Exercise inputs:
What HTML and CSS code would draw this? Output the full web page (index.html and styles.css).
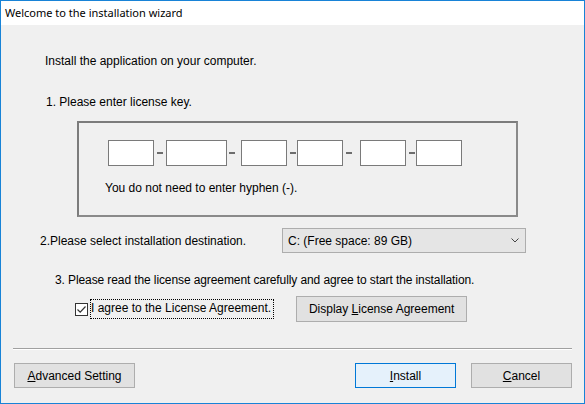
FILE: index.html
```html
<!DOCTYPE html>
<html lang="en">
<head>
<meta charset="UTF-8" />
<title>Welcome to the installation wizard</title>
<link rel="stylesheet" href="styles.css">
</head>
<body>
<div class="window">
  <div class="titlebar">Welcome to the installation wizard</div>

  <div class="content">
    <p class="intro">Install the application on your computer.</p>

    <p class="step1">1. Please enter license key.</p>

    <div class="groupbox">
      <div class="keyrow">
        <input type="text" class="key">
        <span class="dash d1"></span>
        <input type="text" class="key wide">
        <span class="dash d2"></span>
        <input type="text" class="key">
        <span class="dash d3"></span>
        <input type="text" class="key">
        <span class="dash d4"></span>
        <input type="text" class="key">
        <span class="dash d5"></span>
        <input type="text" class="key">
      </div>
      <p class="hint">You do not need to enter hyphen (-).</p>
    </div>

    <div class="dest-row">
      <span class="dest-label">2.Please select installation destination.</span>
      <div class="combo">
        <span>C: (Free space: 89 GB)</span>
        <svg class="chev" width="8" height="5" viewBox="0 0 8 5"><path d="M0.5 0.5 L4 4 L7.5 0.5" fill="none" stroke="#444" stroke-width="1"/></svg>
      </div>
    </div>

    <p class="step3">3. Please read the license agreement carefully and agree to start the installation.</p>

    <div class="agree-row">
      <span class="checkbox">
        <svg width="11" height="11" viewBox="0 0 11 11"><path d="M1.5 5.5 L4.2 8.2 L9.5 2.5" fill="none" stroke="#333" stroke-width="1.2"/></svg>
      </span>
      <span class="agree-label">I agree to the License Agreement.</span>
      <button class="btn display-btn">Display <u>L</u>icense Agreement</button>
    </div>

    <div class="separator"></div>

    <div class="footer">
      <button class="btn adv-btn"><u>A</u>dvanced Setting</button>
      <div class="footer-right">
        <button class="btn primary"><u>I</u>nstall</button>
        <button class="btn"><u>C</u>ancel</button>
      </div>
    </div>
  </div>
</div>
</body>
</html>
```

FILE: styles.css
```css
html, body {
  margin: 0;
  padding: 0;
  background: #f0f0f0;
}
.window {
  box-sizing: border-box;
  width: 585px;
  height: 404px;
  border: 1px solid #1883d7;
  background: #f0f0f0;
  font-family: "Liberation Sans", Arial, sans-serif;
  font-size: 12px;
  color: #000;
}
.titlebar {
  height: 24px;
  line-height: 24px;
  background: #fff;
  padding-left: 4px;
  font-family: "Noto Sans", "Open Sans", sans-serif;
  font-size: 11px;
  color: #000;
}
p {
  margin: 0;
  line-height: 15px;
}
.intro {
  margin-top: 29px;
  padding-left: 44px;
}
.step1 {
  margin-top: 26px;
  padding-left: 45px;
}
.groupbox {
  box-sizing: border-box;
  margin-top: 11px;
  margin-left: 76px;
  width: 441px;
  height: 96px;
  border: 2px solid #7c7c7c;
  border-right-color: #8a8a8a;
  border-bottom-color: #8a8a8a;
  padding: 17px 0 0 29px;
}
.keyrow {
  display: flex;
  align-items: center;
}
.key {
  box-sizing: border-box;
  width: 46px;
  height: 26px;
  margin: 0;
  padding: 0;
  border: 1px solid #7a7a7a;
  background: #fff;
}
.key.wide {
  width: 61px;
}
.dash {
  width: 6px;
  height: 2px;
  background: #6d6d6d;
}
.d1 { margin: 0 3px 0 3px; }
.d2 { margin: 0 6px 0 2px; }
.d3 { margin: 0 1px 0 3px; }
.d4 { margin: 0 8px 0 3px; }
.d5 { margin: 0 1px 0 3px; }
.hint {
  margin-top: 15px;
  margin-left: -3px;
}
.dest-row {
  display: flex;
  align-items: center;
  margin-top: 11px;
  padding-left: 39px;
}
.dest-label {
  width: 242px;
}
.combo {
  box-sizing: border-box;
  width: 244px;
  height: 25px;
  border: 1px solid #adadad;
  background: #e5e5e5;
  display: flex;
  align-items: center;
  justify-content: space-between;
  padding: 0 6px 0 5px;
}
.step3 {
  margin-top: 20px;
  padding-left: 54px;
  letter-spacing: -0.1px;
}
.agree-row {
  display: flex;
  align-items: center;
  margin-top: 8px;
  padding-left: 74px;
}
.checkbox {
  box-sizing: border-box;
  width: 13px;
  height: 13px;
  border: 1px solid #333;
  background: #fff;
  display: flex;
  align-items: center;
  justify-content: center;
}
.agree-label {
  margin-left: 2px;
  padding: 1px 2px 2px 0;
  border: 1px dotted #000;
  line-height: 15px;
}
.btn {
  box-sizing: border-box;
  height: 25px;
  width: 101px;
  margin: 0;
  padding: 0;
  border: 1px solid #adadad;
  background: #e1e1e1;
  font-family: "Liberation Sans", Arial, sans-serif;
  font-size: 12px;
  color: #000;
}
.btn u {
  text-decoration: underline;
}
.display-btn {
  width: 171px;
  height: 26px;
  margin-left: 22px;
}
.separator {
  margin: 26px 12px 0 12px;
  height: 1px;
  background: #a0a0a0;
  border-bottom: 1px solid #fff;
}
.footer {
  display: flex;
  justify-content: space-between;
  margin-top: 13px;
  padding: 0 12px 0 13px;
}
.adv-btn {
  width: 121px;
}
.footer-right {
  display: flex;
  gap: 15px;
}
.btn.primary {
  border-color: #0078d7;
  background: #e5f1fb;
}
```
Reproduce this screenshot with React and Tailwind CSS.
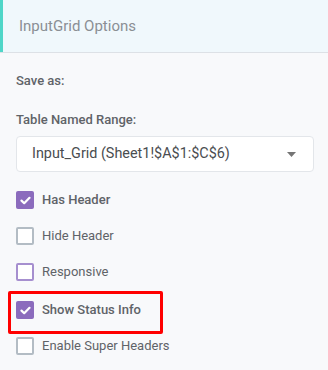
import React from 'react';

const font = { fontFamily: 'Roboto, "Liberation Sans", sans-serif' };

const Check = ({ checked, tone = 'gray' }) => {
  if (checked) {
    return (
      <span className="flex h-[18px] w-[18px] shrink-0 items-center justify-center rounded-[2px] bg-[#8b6bbd]">
        <svg width="11" height="9" viewBox="0 0 11 9" fill="none">
          <path d="M1.5 4.6 L4.2 7.2 L9.5 1.8" stroke="white" strokeWidth="2.2" strokeLinecap="round" strokeLinejoin="round" />
        </svg>
      </span>
    );
  }
  return (
    <span
      className={`h-[18px] w-[18px] shrink-0 rounded-[2px] border-2 bg-white ${
        tone === 'purple' ? 'border-[#a68fcf]' : 'border-[#b3bcc4]'
      }`}
    />
  );
};

const Option = ({ label, checked, bold, tone }) => (
  <div className="flex h-[36px] items-center gap-[8px]">
    <Check checked={checked} tone={tone} />
    <span className={`text-[13px] text-[#5f6368] ${bold ? 'font-medium' : ''}`}>{label}</span>
  </div>
);

export default function App() {
  return (
    <div className="h-[370px] w-[328px] overflow-hidden bg-[#f8f9fb]" style={font}>
      {/* Header */}
      <div className="flex h-[53px] border-b border-[#dde1e6] bg-[#f0f8fc]">
        <div className="w-[3px] bg-[#4fd6c8]" />
        <div className="flex items-center pl-[16px] text-[15px] text-[#8a8f94]">InputGrid Options</div>
      </div>

      <div className="pl-[16px] pr-[14px]">
        <div className="pt-[18px] text-[13px] font-medium text-[#5f6368]">Save as:</div>

        <div className="pt-[19px] text-[13px] font-medium text-[#5f6368]">Table Named Range:</div>

        <div className="mt-[7px] flex h-[36px] items-center justify-between rounded-[4px] border border-[#e3e6ea] bg-white pl-[15px] pr-[17px]">
          <span className="text-[14.4px] text-[#4a4d50]">Input_Grid (Sheet1!$A$1:$C$6)</span>
          <svg width="9" height="5" viewBox="0 0 9 5">
            <path d="M0 0 L9 0 L4.5 5 Z" fill="#757575" />
          </svg>
        </div>

        <div className="mt-[10px] flex flex-col">
          <Option label="Has Header" checked bold />
          <Option label="Hide Header" />
          <Option label="Responsive" tone="purple" />
          <div className="relative">
            <div className="pointer-events-none absolute left-[-8px] top-[1px] h-[43px] w-[155px] rounded-[2px] border-[3px] border-[#ff0000]" />
            <div className="pt-[2px]">
              <Option label="Show Status Info" checked bold />
            </div>
          </div>
          <Option label="Enable Super Headers" />
        </div>
      </div>
    </div>
  );
}
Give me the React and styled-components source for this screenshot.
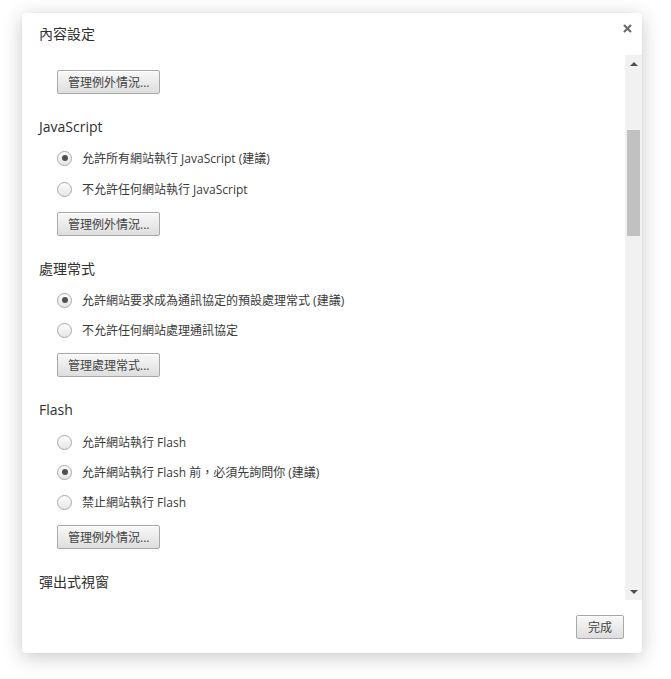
import React from "react";
import styled, { createGlobalStyle } from "styled-components";

const GlobalStyle = createGlobalStyle`
    html, body {
        margin: 0;
        padding: 0;
        background: #ffffff;
    }
    body {
        font-family: "Open Sans", "Noto Sans CJK TC", sans-serif;
        color: #303030;
    }
`;

const Page = styled.div`
    width: 671px;
    height: 679px;
    padding: 13px 0 0 22px;
    box-sizing: border-box;
`;

const Dialog = styled.div`
    width: 620px;
    height: 640px;
    background: #fff;
    border-radius: 2px;
    box-shadow: 0 4px 20px rgba(0, 0, 0, 0.22), 0 0 1px rgba(0, 0, 0, 0.15);
    display: flex;
    flex-direction: column;
    overflow: hidden;
`;

const Header = styled.div`
    height: 42px;
    display: flex;
    align-items: flex-start;
    justify-content: space-between;
    padding: 0 0 0 17px;
    flex-shrink: 0;
`;

const Title = styled.h1`
    margin: 11px 0 0;
    font-size: 14px;
    font-weight: normal;
    line-height: 20px;
    color: #303030;
`;

const Close = styled.button`
    border: 0;
    background: none;
    padding: 0;
    margin: 7px 7px 0 0;
    width: 16px;
    height: 16px;
    display: flex;
    align-items: center;
    justify-content: center;
    cursor: pointer;
`;

const Body = styled.div`
    flex: 1;
    display: flex;
    min-height: 0;
`;

const Content = styled.div`
    flex: 1;
    overflow: hidden;
    padding: 15px 0 0 17px;
`;

const Section = styled.div`
    display: flex;
    flex-direction: column;
    align-items: flex-start;
    margin-top: ${p => (p.first ? 0 : 23)}px;
`;

const Heading = styled.h2`
    margin: 0 0 ${p => p.gap ?? 11}px;
    font-size: 14px;
    font-weight: normal;
    line-height: 20px;
    color: #303030;
`;

const Options = styled.div`
    display: flex;
    flex-direction: column;
    gap: ${p => p.gap}px;
    margin-left: 18px;
    margin-bottom: 13px;
`;

const Option = styled.label`
    display: flex;
    align-items: center;
    gap: 10px;
    height: 20px;
    font-size: 12px;
    color: #3a3a3a;
`;

const Radio = styled.span`
    width: 13px;
    height: 13px;
    border-radius: 50%;
    border: 1px solid #a9a9a9;
    background: linear-gradient(#fdfdfd, #e6e6e6);
    display: flex;
    align-items: center;
    justify-content: center;
    &::after {
        content: "";
        width: 6px;
        height: 6px;
        border-radius: 50%;
        background: #505050;
        display: ${p => (p.checked ? "block" : "none")};
    }
`;

const Button = styled.button`
    margin-left: ${p => (p.indent ? 18 : 0)}px;
    height: 24px;
    padding: 0 10px;
    font-family: inherit;
    font-size: 12px;
    color: #444;
    border: 1px solid #a8a8a8;
    border-radius: 2px;
    background: linear-gradient(#f8f8f8, #dedede);
    box-shadow: inset 0 1px 0 #fff;
    cursor: pointer;
`;

const Scrollbar = styled.div`
    width: 17px;
    background: #f1f1f1;
    display: flex;
    flex-direction: column;
    align-items: center;
    flex-shrink: 0;
`;

const Arrow = styled.div`
    height: 17px;
    width: 17px;
    display: flex;
    align-items: center;
    justify-content: center;
    &::before {
        content: "";
        border-left: 4px solid transparent;
        border-right: 4px solid transparent;
        ${p => (p.down ? "border-top: 4px solid #505050;" : "border-bottom: 4px solid #505050;")}
    }
`;

const Track = styled.div`
    flex: 1;
    width: 100%;
    display: flex;
    justify-content: center;
    padding-top: 58px;
`;

const Thumb = styled.div`
    width: 13px;
    height: 106px;
    background: #c1c1c1;
`;

const Footer = styled.div`
    height: 53px;
    display: flex;
    justify-content: flex-end;
    align-items: flex-start;
    padding: 15px 18px 0 0;
    box-sizing: border-box;
    flex-shrink: 0;
`;

const DoneButton = styled(Button)`
    width: 48px;
    padding: 0;
    font-size: 12px;
`;

const sections = [
    {
        title: "JavaScript",
        gap: 11,
        options: [
            { label: "允許所有網站執行 JavaScript (建議)", checked: true },
            { label: "不允許任何網站執行 JavaScript" },
        ],
        button: "管理例外情況...",
    },
    {
        title: "處理常式",
        gap: 10,
        options: [
            { label: "允許網站要求成為通訊協定的預設處理常式 (建議)", checked: true },
            { label: "不允許任何網站處理通訊協定" },
        ],
        button: "管理處理常式...",
    },
    {
        title: "Flash",
        headGap: 12,
        gap: 10,
        options: [
            { label: "允許網站執行 Flash" },
            { label: "允許網站執行 Flash 前，必須先詢問你 (建議)", checked: true },
            { label: "禁止網站執行 Flash" },
        ],
        button: "管理例外情況...",
    },
];

const App = () => (
    <Page>
        <GlobalStyle />
        <Dialog>
            <Header>
                <Title>內容設定</Title>
                <Close aria-label="關閉">
                    <svg width="9" height="9" viewBox="0 0 9 9">
                        <path d="M1 1 L8 8 M8 1 L1 8" stroke="#6e6e6e" strokeWidth="2.2" />
                    </svg>
                </Close>
            </Header>
            <Body>
                <Content>
                    <Section first>
                        <Button indent>管理例外情況...</Button>
                    </Section>
                    {sections.map(s => (
                        <Section key={s.title}>
                            <Heading gap={s.headGap}>{s.title}</Heading>
                            <Options gap={s.gap}>
                                {s.options.map(o => (
                                    <Option key={o.label}>
                                        <Radio checked={o.checked} />
                                        {o.label}
                                    </Option>
                                ))}
                            </Options>
                            <Button indent>{s.button}</Button>
                        </Section>
                    ))}
                    <Section>
                        <Heading>彈出式視窗</Heading>
                    </Section>
                </Content>
                <Scrollbar>
                    <Arrow />
                    <Track>
                        <Thumb />
                    </Track>
                    <Arrow down />
                </Scrollbar>
            </Body>
            <Footer>
                <DoneButton>完成</DoneButton>
            </Footer>
        </Dialog>
    </Page>
);

export default App;
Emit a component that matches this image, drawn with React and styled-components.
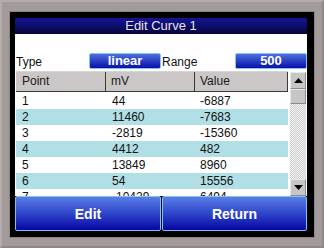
import React from "react";
import styled, { createGlobalStyle } from "styled-components";

const Global = createGlobalStyle`
  html, body { margin: 0; padding: 0; background: #a29b99; }
  body { font-family: "Liberation Sans", Arial, sans-serif; }
`;

const Bezel = styled.div`
  width: 324px;
  height: 248px;
  box-sizing: border-box;
  background: #a29b99;
  padding: 12px 10px 11px 10px;
  border-top: 2px solid #b3acaa;
  border-left: 2px solid #b3acaa;
  border-right: 2px solid #8f8886;
  border-bottom: 2px solid #8f8886;
  display: flex;
`;

const Screen = styled.div`
  flex: 1;
  background: #000;
  padding: 6px 7px 6px 5px;
  display: flex;
  flex-direction: column;
  margin: -2px;
  box-shadow: 0 0 0 1px #8c8583;
`;

const TitleBar = styled.div`
  height: 16px;
  background: linear-gradient(#14149a, #05053a);
  color: #e6e6e6;
  font-size: 13px;
  line-height: 16px;
  text-align: center;
`;

const Content = styled.div`
  background: #fff;
  height: 162px;
  display: flex;
  flex-direction: column;
  padding-top: 19px;
  box-sizing: border-box;
  overflow: hidden;
`;

const ParamRow = styled.div`
  display: grid;
  grid-template-columns: 74px 72px 74px 72px;
  height: 16px;
  align-items: center;
`;

const Label = styled.div`
  font-size: 12px;
  color: #111;
  padding-left: 1px;
  padding-top: 2px;
`;

const ValueButton = styled.div`
  height: 16px;
  box-sizing: border-box;
  border: 1px solid #7fc4ef;
  border-radius: 2px;
  background: linear-gradient(#4c6fe0, #0a10a8);
  color: #fff;
  font-weight: bold;
  font-size: 13px;
  line-height: 14px;
  text-align: center;
`;

const TableArea = styled.div`
  margin-top: 2px;
  display: flex;
  gap: 2px;
  padding-left: 1px;
  flex: 1;
  min-height: 0;
`;

const Grid = styled.div`
  width: 272px;
  display: flex;
  flex-direction: column;
`;

const HeaderRow = styled.div`
  display: grid;
  grid-template-columns: 90px 89px 93px;
  height: 19px;
  background: #cbc7c7;
  border-top: 1px solid #d8d4d4;
  border-bottom: 1px solid #3a3a3a;
  margin-bottom: 1px;
`;

const HeaderCell = styled.div`
  font-size: 12px;
  color: #1a1a1a;
  line-height: 19px;
  padding-left: ${(p) => p.$pad}px;
  border-right: 1px solid #3a3a3a;
`;

const Row = styled.div`
  display: grid;
  grid-template-columns: 90px 89px 93px;
  height: 16px;
  background: ${(p) => (p.$alt ? "#b0e0e6" : "#fff")};
  flex-shrink: 0;
`;

const Cell = styled.div`
  font-size: 12px;
  color: #111;
  line-height: 16px;
  padding-left: ${(p) => p.$pad}px;
`;

const Scrollbar = styled.div`
  width: 16px;
  display: flex;
  flex-direction: column;
  background-color: #e2e2e2;
  background-image: repeating-conic-gradient(#cfcfcf 0% 25%, #f2f2f2 0% 50%);
  background-size: 2px 2px;
  margin-top: 1px;
`;

const ScrollBtn = styled.div`
  height: 17px;
  box-sizing: border-box;
  background: #c6c6c6;
  border: 1px solid #8a8a8a;
  border-top-color: #e8e8e8;
  border-left-color: #e8e8e8;
  display: flex;
  align-items: center;
  justify-content: center;
  margin-top: ${(p) => (p.$bottom ? "auto" : "0")};
`;

const Thumb = styled.div`
  height: 15px;
  box-sizing: border-box;
  background: #c6c6c6;
  border: 1px solid #8a8a8a;
  border-top-color: #e8e8e8;
  border-left-color: #e8e8e8;
`;

const ButtonBar = styled.div`
  display: flex;
  gap: 1px;
  height: 35px;
`;

const BigButton = styled.div`
  flex: ${(p) => p.$w};
  box-sizing: border-box;
  border: 1px solid #7fc4ef;
  border-radius: 2px;
  background: linear-gradient(#5a7ee6, #2a3fc8 55%, #0606a0);
  color: #fff;
  font-weight: bold;
  font-size: 14px;
  display: flex;
  align-items: center;
  justify-content: center;
`;

const Arrow = ({ up }) => (
  <svg width="9" height="5" viewBox="0 0 9 5">
    <polygon points={up ? "0,5 9,5 4.5,0" : "0,0 9,0 4.5,5"} fill="#000" />
  </svg>
);

const rows = [
  ["1", "44", "-6887"],
  ["2", "11460", "-7683"],
  ["3", "-2819", "-15360"],
  ["4", "4412", "482"],
  ["5", "13849", "8960"],
  ["6", "54", "15556"],
  ["7", "-10429", "6494"],
];

export default function App() {
  return (
    <>
      <Global />
      <Bezel>
        <Screen>
          <TitleBar>Edit Curve 1</TitleBar>
          <Content>
            <ParamRow>
              <Label>Type</Label>
              <ValueButton>linear</ValueButton>
              <Label>Range</Label>
              <ValueButton>500</ValueButton>
            </ParamRow>
            <TableArea>
              <Grid>
                <HeaderRow>
                  <HeaderCell $pad={6}>Point</HeaderCell>
                  <HeaderCell $pad={5}>mV</HeaderCell>
                  <HeaderCell $pad={5}>Value</HeaderCell>
                </HeaderRow>
                {rows.map((r, i) => (
                  <Row key={r[0]} $alt={i % 2 === 1}>
                    <Cell $pad={6}>{r[0]}</Cell>
                    <Cell $pad={6}>{r[1]}</Cell>
                    <Cell $pad={5}>{r[2]}</Cell>
                  </Row>
                ))}
              </Grid>
              <Scrollbar>
                <ScrollBtn>
                  <Arrow up />
                </ScrollBtn>
                <Thumb />
                <ScrollBtn $bottom>
                  <Arrow />
                </ScrollBtn>
              </Scrollbar>
            </TableArea>
          </Content>
          <ButtonBar>
            <BigButton $w={146}>Edit</BigButton>
            <BigButton $w={145}>Return</BigButton>
          </ButtonBar>
        </Screen>
      </Bezel>
    </>
  );
}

Exercise instructions:
Show each line of the data that contains the string "styles".

Task output:
What HTML and CSS code would draw this? Output the full web page (index.html and styles.css).
<link rel="stylesheet" href="styles.css">
FILE: styles.css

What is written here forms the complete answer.